Energy audit – If you have never had an energy audit, also known as a home energy assessment, get one! It’s a great investment and helps you save energy and money on your energy bills. An energy audit will identify any leaks inside and out, through gaps in your flooring, ceiling or walls. It also can identify heat loss through poor insulation. An energy audit and safe-guarding your home from heat loss can save up to 30 per cent on your energy bills.
Smoke and carbon monoxide detectors
When we are switching on the furnace and having indoor fires, all the while having our homes sealed up tight for warmth, carbon monoxide becomes a concern. Daylight saving time is November 1 and a good time to check all your smoke and carbon monoxide detectors, check all of the batteries, and make sure they are in good working order.
Clean out your dryer hose
Clogged dryer hoses are a huge fire hazard. Cleaning your lint filter after every load is necessary as is inspecting the vent and hose every six months. Cleaning or replacing your dryer hose should be done annually.
Hot water tank
Often forgotten, but checking for cracks every year as well as the age of your hot water tank could save you from an unwanted flood. Hot water tanks typically have a lifespan of eight to 12 years.
Gutters and downspouts
Look up and down. Your gutters and downspouts need attention.

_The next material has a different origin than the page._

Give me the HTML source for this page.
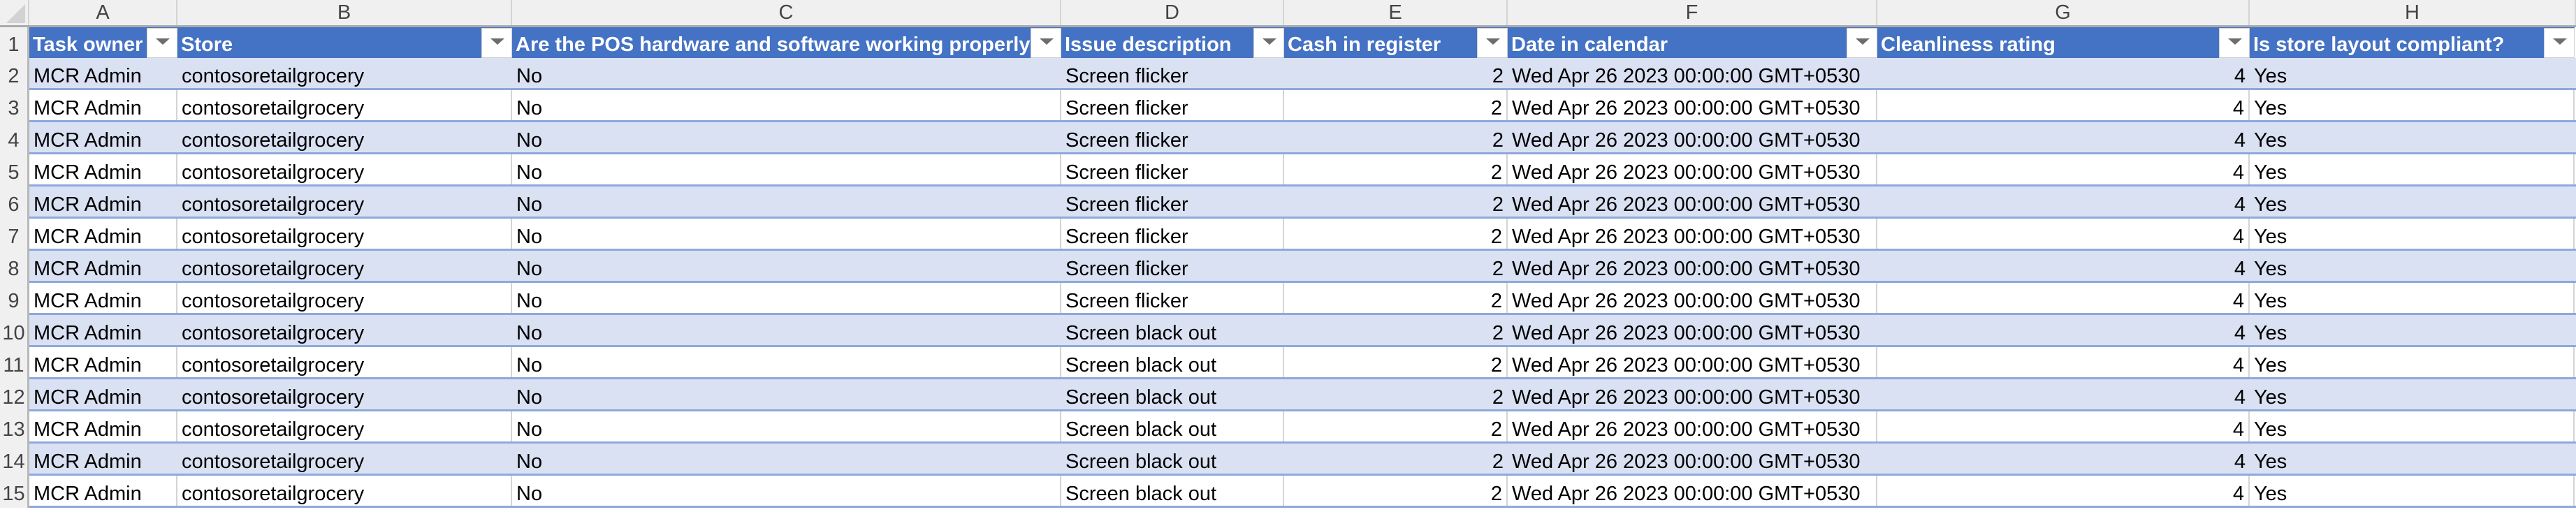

Gutters: Once the leaves are off the trees, it’s a great time to clean out those gutters. If your gutters get clogged, they will back up and overflow down your exterior walls. This will speed up the weathering of your exterior and can also create deterioration of your foundation. Water also has a way of creeping into and under your concrete porches or walkways which will cause lift and cracking, and it can also find its way into your basement.
Downspouts: It’s important that water that is coming across your gutters and down your drain spouts is getting moved away from the home. A few things to watch for:
- Soil hasn’t settled around your foundation so that water won’t pool around the foundation.
- Look for low spots and fill them in. Conversely, if you find high spots, level them out. When soil gets wet around a foundation, then freezes and thaws over the winter months, it can cause a lot of headaches.
- Consider adding downspout extenders to ensure water is moving away from your foundation.
Exterior wood protection and hard surfaces
- Paint, caulk and seal exterior wood trim so they are protected from the outdoor elements. This typically includes the wood trim around your doors and windows. Window and door trim can be expensive and labour intensive to replace, so by keeping it caulked and painted, you will avoid the costly replacement.
- Decks are typically made of pressure treated or rot-resistant wood, but they still need some TLC and protection. Test whether you need to stain or seal your deck by pouring water on it. If the water beads up, then you’re in good shape. If the wood absorbs the water, then it’s time to clean and seal your deck.
- Concrete patios, driveways and walkways need protection too. Every so often a concrete sealer should be applied. If there are cracks, fill them in before applying any sealer so water can’t seep in and freeze over winter.
- Asphalt driveways should be sealed every one to three years. You can do it yourself or have a company come and spray on sealer. Be sure to patch any cracks before sealing.
Annual chimney inspection
Before you build your first fire, have your fireplace cleaned and inspected. Hire a chimney sweep company to make sure the fireplace is safe to use. They will check your flue on your chimney to make sure it is fully functional so you don’t get drafts when you’re not using it. They will also identify maintenance problems like cracks and signs of wear in the lining.
Having yearly chimney inspections could also save your life! Clogged chimneys can lead to house fires, and they can also cause carbon monoxide poisoning. Last but not least, don’t forget to order a load of firewood too so you can enjoy fires all season long. Stack and cover the wood away from your home and make sure there are no rotten pieces.
Critter-proof your attic
When it gets cold out, your attic makes the perfect winter escape for small animals. These animals can cause a lot of damage and in some cases cause health problems. Keep branches trimmed and away from the house and all your outside vents, including chimney vents, are intact and covered properly. As an added safety precaution, tack up mesh screening behind your gable vent.
Checking these off your fall home maintenance to-do list will have you safe and warm and keep money in your pocket during the winter months.